Walking across that tarmac, taking my first breaths of Africa, a mix of chlorophyl and sweet jet fuel, that feeling of anxiety, that deep flutter in the chest that makes me inhale and had followed me for months before, came back. What am I doing here? I’m in a country a know so little of. I know no one here. I’m so far away, so remote, from anything I know. My one comfort was VSO the volunteering organisation which offered me this 6 month voluntary stint. At least that would provide me with a safety blanket.
Getting rid of the contraband
In the brand new terminal building a young customs officer stopped me and asked me to open my suitcase. He rifled around for a while and pulled out two plastic bags full of soup packets .
– C’est inderdit monsieur… I am sorry these are forbidden to take in to Rwanda.
At first I thought he was referring to the soup packets, but then realised it was the plastic bags he was confiscating as he emptied them, folded them and flattened them out on the table. He explained that the Rwandan government had just banned all plastic bags in the country because of environmental concerns.

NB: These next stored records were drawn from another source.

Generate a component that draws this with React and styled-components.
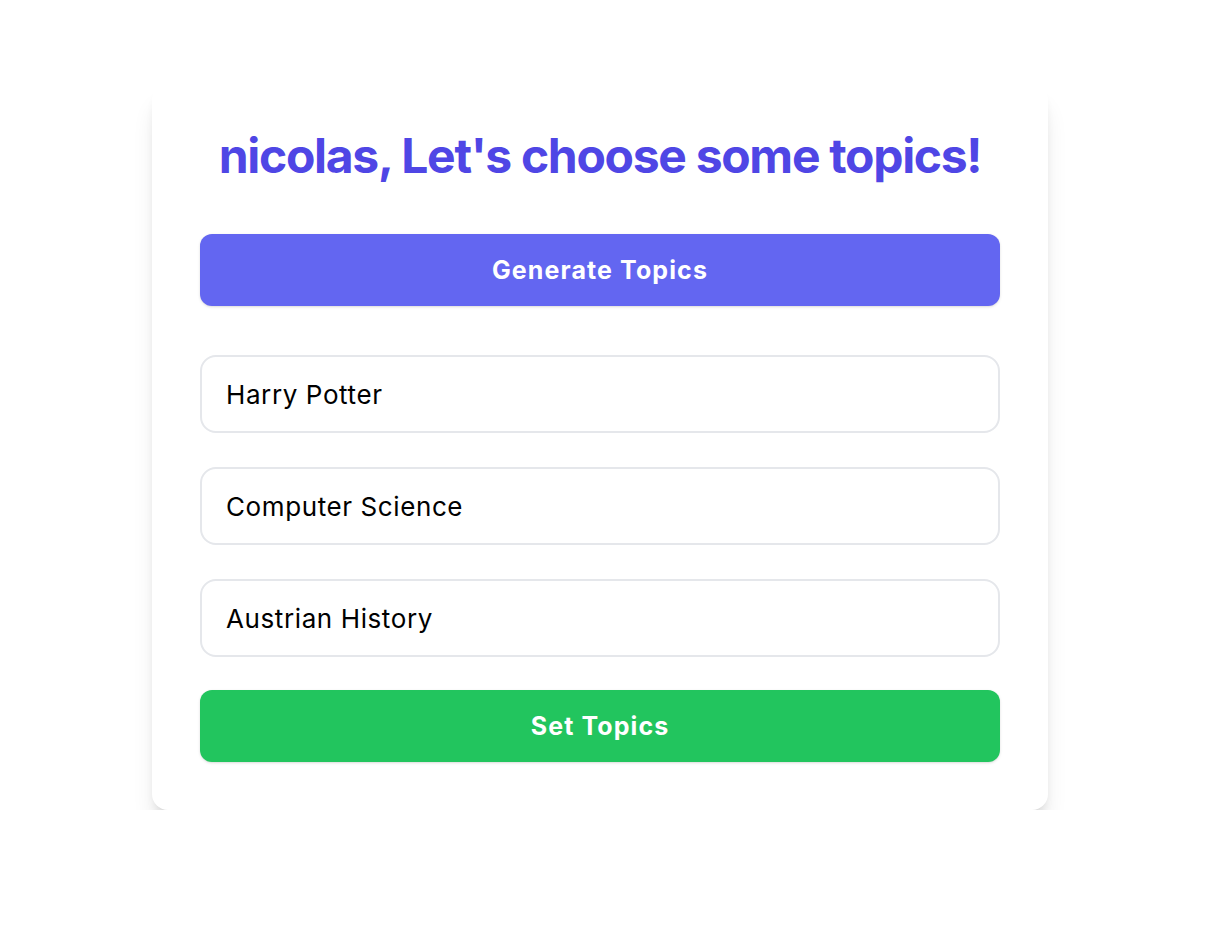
import React, { useState } from 'react'
import styled, { createGlobalStyle } from 'styled-components'

const GlobalStyle = createGlobalStyle`
  * { box-sizing: border-box; }
  body {
    margin: 0;
    background: #fff;
    font-family: Inter, "Noto Sans", "Liberation Sans", sans-serif;
  }
`

const Page = styled.main`
  width: 1200px;
  display: flex;
  justify-content: center;
  padding-top: 84px;
`

const Card = styled.section`
  width: 896px;
  padding: 48px;
  background: #fff;
  border-radius: 16px;
  box-shadow: 0 20px 25px -5px rgba(0, 0, 0, 0.12), 0 8px 12px -6px rgba(0, 0, 0, 0.14);
  display: flex;
  flex-direction: column;
`

const Title = styled.h1`
  margin: 0 0 54px;
  font-size: 48px;
  line-height: 48px;
  font-weight: 700;
  letter-spacing: -1.3px;
  color: #4f46e5;
  text-align: center;
`

const ActionButton = styled.button`
  width: 100%;
  height: 72px;
  border: none;
  border-radius: 12px;
  background: ${p => p.$color};
  color: #fff;
  font-family: inherit;
  font-size: 25px;
  font-weight: 700;
  letter-spacing: 1.1px;
  box-shadow: 0 1px 3px rgba(0, 0, 0, 0.12), 0 1px 2px -1px rgba(0, 0, 0, 0.1);
  cursor: pointer;
`

const TopicList = styled.div`
  display: flex;
  flex-direction: column;
  gap: 34px;
  margin: 49px 0 33px;
`

const TopicInput = styled.input`
  width: 100%;
  height: 78px;
  padding: 0 24px;
  border: 2px solid #e5e7eb;
  border-radius: 16px;
  font-family: inherit;
  font-size: 26px;
  letter-spacing: 0.6px;
  color: #000;
  background: #fff;
  outline: none;
`

export default function App() {
  const [topics, setTopics] = useState(['Harry Potter', 'Computer Science', 'Austrian History'])

  return (
    <>
      <GlobalStyle />
      <Page>
        <Card>
          <Title>nicolas, Let's choose some topics!</Title>
          <ActionButton $color="#6366f1">Generate Topics</ActionButton>
          <TopicList>
            {topics.map((t, i) => (
              <TopicInput
                key={i}
                value={t}
                onChange={e => setTopics(topics.map((x, j) => (j === i ? e.target.value : x)))}
              />
            ))}
          </TopicList>
          <ActionButton $color="#22c55e">Set Topics</ActionButton>
        </Card>
      </Page>
    </>
  )
}
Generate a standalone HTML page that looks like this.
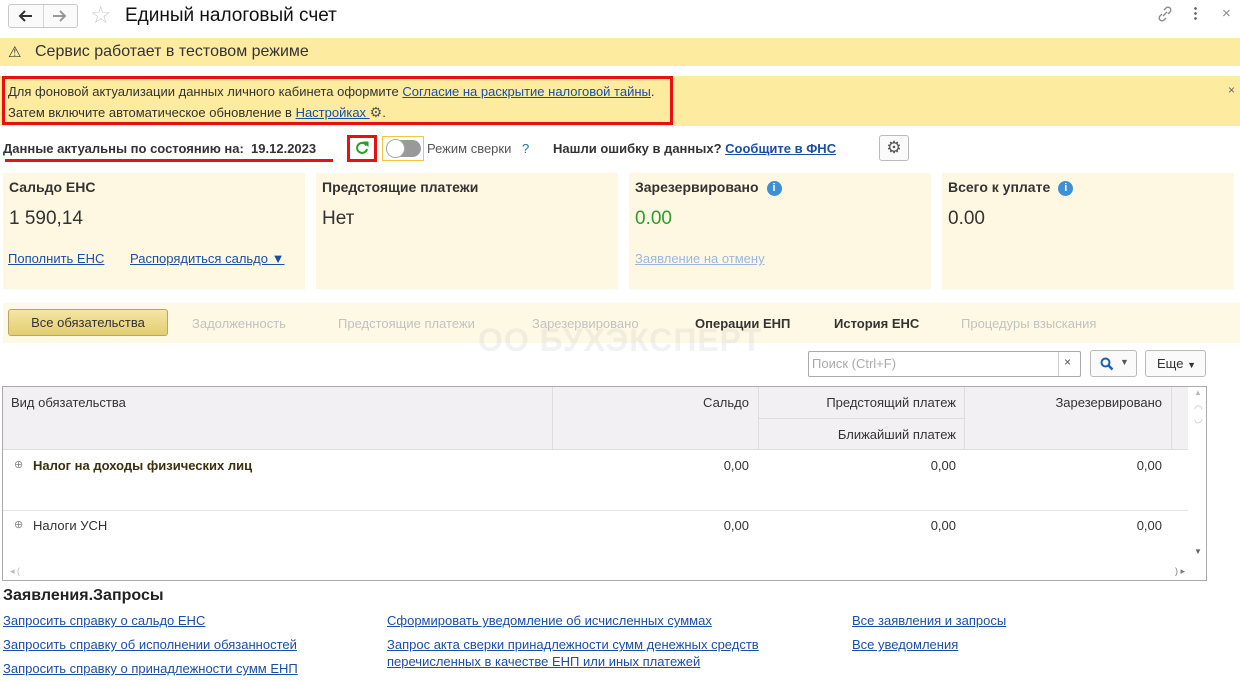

Outside the airport taxi drivers milled around waiting for a hire. They didn’t look like they needed work badly, there was no elbow-jousting jostle that characterises most African transport hubs. The atmosphere felt sleepy like a provincial outpost. At the central roundabout pedestrians walked with slow strides, not the fast shuffle characteristic of large metropolises, the calculated amble of hill people, keen to conserve energy with surefooted steps. It all felt quite chilled out.
My first impressions:
- Kigali is spotless. It smashed one of my pre-conceptions of some developing countries: that they have a litter problem. The streets, the grass verges are devoid of even a cigarette butt or the flutter of a sweet wrapper. The roundabouts are well landscaped and the central reservations are lined with manicured grass and trimmed plants. The plastic ban, it seems, works.
- Rwandans are beautiful (especially the women). They are tall and willowy with high angular cheekbones, jade black eyes and rich Bourneville skin. On street corners they chat together, some with flowery umbrellas, clutching stylish handbags, wearing low-slung jeans that hug their slim waists. Shoppers carry bags, paper ones, brimful of groceries to their 4x4s. Suited businessmen speak animatedly in to mobile phones. Youths in baseball caps and baggy jeans walk around listening to music from their phones, their “gangsta” look complemented with faux jewellery as if straight from MTV. The upper-middle classes of Kigali exude style.
From behind that taxi’s windscreen with the wipers waving, it’s fair to say my first five minutes in Kigali had already impressed me. I felt like a child, wide-eyed and taking things in as we drove through wide boulevards and roads that disappeared up the city’s hills and down valleys. It was going to be a fascinating six months.